Canadauan Yiddish newspaper (1907-1977)

Der Keneder Adler (דער קענעדער אדלער) (Note: Also transliterated as Der Keneder Odler.) was Canada's leading Yiddish newspaper from 1907 until 1977. Founded in Montreal by Hirsch Wolofsky, the Adler underpinned Yiddish cultural activity in the city for much of the 20th century.

==History==
After losing his fruit store on St. Lawrence Boulevard to a fire, Hirsch Wolofsky founded the Eagle Publishing Company with the insurance money salvaged from the disaster. Within a month, the publishing company had established functional offices and housed Canada's first Yiddish linotype machine. The Keneder Adler published its first issue on 30 August 1907. While newspaper's status was precarious during its early years, appearing only biweekly after the fourth edition, the Adler began publishing daily as of October 1908.

The paper was funded by Mortimer B. Davis when it struggled again financially during the First World War. The Adler would have to pay Davis off after he sought to control the Keneder Adlers editorial policy. In 1918, the Adler published its edition of the Babylonian Talmud, which became known as the Montrealer Shas ('The Montreal Talmud') and raised the newspaper's prestige.

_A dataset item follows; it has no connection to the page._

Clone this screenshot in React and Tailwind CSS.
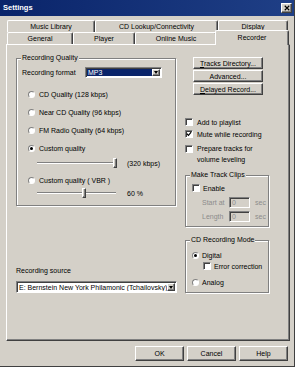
import React from "react";

const RAISED =
  "border border-t-white border-l-white border-r-[#404040] border-b-[#404040] shadow-[inset_-1px_-1px_0_#808080] bg-[#d4d0c8]";
const SUNKEN =
  "border border-t-[#808080] border-l-[#808080] border-r-white border-b-white shadow-[inset_1px_1px_0_#404040]";

function Btn({ className = "", children }) {
  return (
    <div className={`flex items-center justify-center ${RAISED} ${className}`}>
      {children}
    </div>
  );
}

function Arrow() {
  return (
    <div className={`flex h-full w-[8px] shrink-0 items-center justify-center ${RAISED}`}>
      <span className="h-0 w-0 border-l-[2.5px] border-r-[2.5px] border-t-[3px] border-l-transparent border-r-transparent border-t-black" />
    </div>
  );
}

function Radio({ checked }) {
  return (
    <span className="flex h-[7px] w-[7px] shrink-0 items-center justify-center rounded-full border border-t-[#808080] border-l-[#808080] border-r-white border-b-white bg-white">
      {checked && <span className="h-[3px] w-[3px] rounded-full bg-black" />}
    </span>
  );
}

function Check({ checked, className = "" }) {
  return (
    <span className={`flex h-[8px] w-[8px] shrink-0 items-center justify-center bg-white ${SUNKEN} ${className}`}>
      {checked && (
        <svg viewBox="0 0 7 7" className="h-[6px] w-[6px]">
          <path d="M1 3.2 L2.9 5.2 L6 1.4" stroke="black" strokeWidth="1.4" fill="none" />
        </svg>
      )}
    </span>
  );
}

function Slider({ thumb }) {
  return (
    <div className="relative h-[10px] w-[82px] shrink-0">
      <div className="absolute left-0 right-[3px] top-[4px] h-[2px] border-t border-b border-t-[#808080] border-b-white" />
      <div className={`absolute top-[0px] h-[10px] w-[4px] ${RAISED} ${thumb}`} />
    </div>
  );
}

function Group({ label, className = "", children }) {
  return (
    <div className={`flex flex-col border border-[#808080] shadow-[1px_1px_0_#fff,inset_1px_1px_0_#fff] ${className}`}>
      <span className="-mt-[5px] ml-[4px] h-[8px] self-start bg-[#d4d0c8] px-[1px] leading-[8px]">
        {label}
      </span>
      {children}
    </div>
  );
}

function Tab({ className = "", children }) {
  return (
    <div
      className={`flex items-center justify-center rounded-t-[2px] border-t border-l border-r border-t-white border-l-white border-r-[#404040] bg-[#d4d0c8] shadow-[inset_-1px_0_0_#808080] ${className}`}
    >
      {children}
    </div>
  );
}

export default function App() {
  return (
    <div className="flex h-[367px] w-[295px] flex-col overflow-hidden border-r border-b border-r-[#404040] border-b-[#404040] bg-[#d4d0c8] font-['Liberation_Sans',Arial,sans-serif] text-[7px] leading-none text-black">
      {/* title bar */}
      <div className="flex h-[16px] shrink-0 items-center justify-between bg-linear-to-r from-[#0a246a] to-[#1f3f86] pl-[3px] pr-[2px]">
        <span className="text-[7.5px] font-bold text-white">Settings</span>
        <Btn className="h-[10px] w-[11px]">
          <svg viewBox="0 0 8 8" className="h-[6px] w-[6px]">
            <path d="M1 1 L7 7 M7 1 L1 7" stroke="black" strokeWidth="1.5" />
          </svg>
        </Btn>
      </div>

      {/* tabs */}
      <div className="mt-[4px] flex shrink-0 flex-col pl-[7px]">
        <div className="flex h-[12px]">
          <Tab className="w-[88px]">Music Library</Tab>
          <Tab className="w-[123px]">CD Lookup/Connectivity</Tab>
          <Tab className="w-[70px]">Display</Tab>
        </div>
        <div className="flex h-[12px] items-end">
          <Tab className="h-[12px] w-[66px]">General</Tab>
          <Tab className="h-[12px] w-[62px]">Player</Tab>
          <Tab className="h-[12px] w-[82px]">Online Music</Tab>
          <Tab className="relative z-10 -mb-[1px] -ml-[2px] h-[15px] w-[74px] items-start pt-[3px]">
            Recorder
          </Tab>
        </div>
      </div>

      {/* panel */}
      <div className={`ml-[6px] flex h-[297px] w-[284px] shrink-0 ${RAISED}`}>
        {/* left column */}
        <div className="ml-[9px] mt-[13px] flex w-[160px] flex-col">
          <Group label="Recording Quality" className="pb-[7px]">
            <div className="mt-[5px] flex h-[11px] items-center pl-[5px]">
              <span className="w-[63px]">Recording format</span>
              <div className={`flex h-[11px] w-[77px] items-stretch bg-white ${SUNKEN} p-[1px]`}>
                <span className="flex flex-1 items-center bg-[#0a246a] pl-[1px] text-white">MP3</span>
                <Arrow />
              </div>
            </div>
            <div className="mt-[11px] flex h-[10px] items-center gap-[4px] pl-[11px]">
              <Radio />
              <span>CD Quality (128 kbps)</span>
            </div>
            <div className="mt-[8px] flex h-[10px] items-center gap-[4px] pl-[11px]">
              <Radio />
              <span>Near CD Quality (96 kbps)</span>
            </div>
            <div className="mt-[8px] flex h-[10px] items-center gap-[4px] pl-[11px]">
              <Radio />
              <span>FM Radio Quality (64 kbps)</span>
            </div>
            <div className="mt-[8px] flex h-[10px] items-center gap-[4px] pl-[11px]">
              <Radio checked />
              <span>Custom quality</span>
            </div>
            <div className="mt-[5px] flex h-[10px] items-center pl-[20px]">
              <Slider thumb="left-[76px]" />
              <span className="ml-[8px]">(320 kbps)</span>
            </div>
            <div className="mt-[7px] flex h-[10px] items-center gap-[4px] pl-[11px]">
              <Radio />
              <span>Custom quality ( VBR )</span>
            </div>
            <div className="mt-[3px] flex h-[10px] items-center pl-[20px]">
              <Slider thumb="left-[45px]" />
              <span className="ml-[8px]">60 %</span>
            </div>
          </Group>

          <span className="mt-[61px] h-[8px] leading-[8px]">Recording source</span>
          <div className={`mt-[6px] flex h-[12px] w-[161px] items-stretch bg-white ${SUNKEN} p-[1px]`}>
            <span className="flex min-w-0 flex-1 items-center overflow-hidden whitespace-nowrap pl-[1px]">
              E: Bernstein New York Philamonic (Tchailovsky)
            </span>
            <Arrow />
          </div>
        </div>

        {/* right column */}
        <div className="ml-[9px] mt-[12px] flex w-[84px] flex-col">
          <div className="ml-[8px] flex w-[70px] flex-col gap-[1px]">
            <Btn className="h-[12px]">
              <span>
                <span className="underline">T</span>racks Directory...
              </span>
            </Btn>
            <Btn className="h-[12px]">Advanced...</Btn>
            <Btn className="h-[12px]">
              <span>
                <span className="underline">D</span>elayed Record...
              </span>
            </Btn>
          </div>

          <div className="mt-[22px] flex h-[10px] items-center gap-[4px]">
            <Check />
            <span>Add to playlist</span>
          </div>
          <div className="mt-[2px] flex h-[10px] items-center gap-[4px]">
            <Check checked />
            <span>Mute while recording</span>
          </div>
          <div className="mt-[4px] flex items-start gap-[4px]">
            <Check className="mt-[2px]" />
            <span className="leading-[11px]">
              Prepare tracks for
              <br />
              volume leveling
            </span>
          </div>

          <Group label="Make Track Clips" className="mt-[10px] pb-[4px]">
            <div className="mt-[4px] flex h-[10px] items-center gap-[3px] pl-[6px]">
              <Check />
              <span>Enable</span>
            </div>
            <div className="mt-[4px] flex h-[11px] items-center pl-[16px] text-[#8c8c8c]">
              <span className="w-[27px]">Start at</span>
              <span className={`flex h-[11px] w-[21px] items-center pl-[2px] ${SUNKEN}`}>0</span>
              <span className="ml-[5px]">sec</span>
            </div>
            <div className="mt-[3px] flex h-[11px] items-center pl-[16px] text-[#8c8c8c]">
              <span className="w-[27px]">Length</span>
              <span className={`flex h-[11px] w-[21px] items-center pl-[2px] ${SUNKEN}`}>0</span>
              <span className="ml-[5px]">sec</span>
            </div>
          </Group>

          <Group label="CD Recording Mode" className="mt-[13px] pb-[5px]">
            <div className="mt-[6px] flex h-[10px] items-center gap-[3px] pl-[6px]">
              <Radio checked />
              <span>Digital</span>
            </div>
            <div className="mt-[1px] flex h-[10px] items-center gap-[3px] pl-[17px]">
              <Check />
              <span>Error correction</span>
            </div>
            <div className="mt-[6px] flex h-[10px] items-center gap-[3px] pl-[6px]">
              <Radio />
              <span>Analog</span>
            </div>
          </Group>
        </div>
      </div>

      {/* dialog buttons */}
      <div className="mt-[5px] flex h-[15px] shrink-0 justify-end gap-[3px] pr-[6px]">
        <Btn className="w-[49px]">OK</Btn>
        <Btn className="w-[49px]">Cancel</Btn>
        <Btn className="w-[49px]">Help</Btn>
      </div>
    </div>
  );
}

The Adler served as a literary forum for Montreal's emerging Yiddish intelligentsia, as both a promoter of Yiddish literature and culture (through the efforts of J. I. Segal, in particular) and as a book publisher and distributor. A. A. Roback served as editor of Der Keneder Adler from 1908 to 1912, and Reuben Brainin as editor from 1912 to 1915, before departing for New York after a disagreement with Wolofsky. A. M. Klein maintained close ties with the paper, and authored the Adlers English page from 1938 to 1941. Israel Medres's regular columns, "Di vokh in kanade" ('This Week in Canada') and "Bilder in gerikht-zal" ('Pictures in a Courtroom'), presented readers with accessible discussions of contemporary political and legal matters.

After Wolofksy's death in 1949, the Adler was run by his son Max. The newspaper ceased publication in 1977, after unsuccessful reincarnations as a weekly and as a bilingual English–Yiddish publication.